I started my business when I had one son. I was young and had no fear. Now I
have 4, a mortgage, etc, so basically failure is not an option without major
consequences. It keeps me hungry for success and doesn't slow me down in the
slightest.

------
daeken
Sometimes an article comes up somewhere that fits life perfectly for that
moment. I'm currently on vacation, taking some time to figure out how I can
achieve a normal life (family, real social life, etc) while running a startup.

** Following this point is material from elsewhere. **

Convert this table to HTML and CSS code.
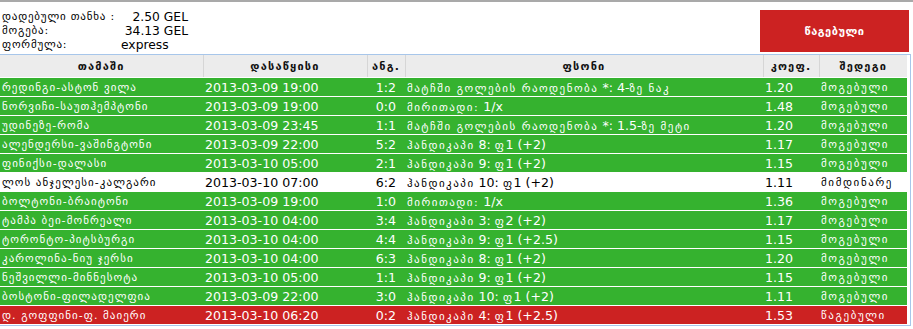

A lot of his checklist I figured out (but rarely followed) when I was working
a normal job and trying to balance my fiancee and my startup, and some I
figured out when looking back, but things like the family dinner and engaging
your spouse just didn't really occur to me there. Hopefully I can take his
information and make things work out better in the future.

------
wglb
Seen this before, but I like the article. I have been involved in three--one
well before I had kids, one now that the kids are out of the house, and the
other, well, that was not all that good--was not following his examples.

------
nopassrecover
Er this is just a verbatim repost of
[http://steveblank.com/2009/06/18/epitaph-for-an-
entrepreneur...](http://steveblank.com/2009/06/18/epitaph-for-an-
entrepreneur/). See <http://news.ycombinator.com/item?id=663432>

------
Tichy
"back at work for another 4 or 5 hours until the wee hours of the morning."

What if you need sleep?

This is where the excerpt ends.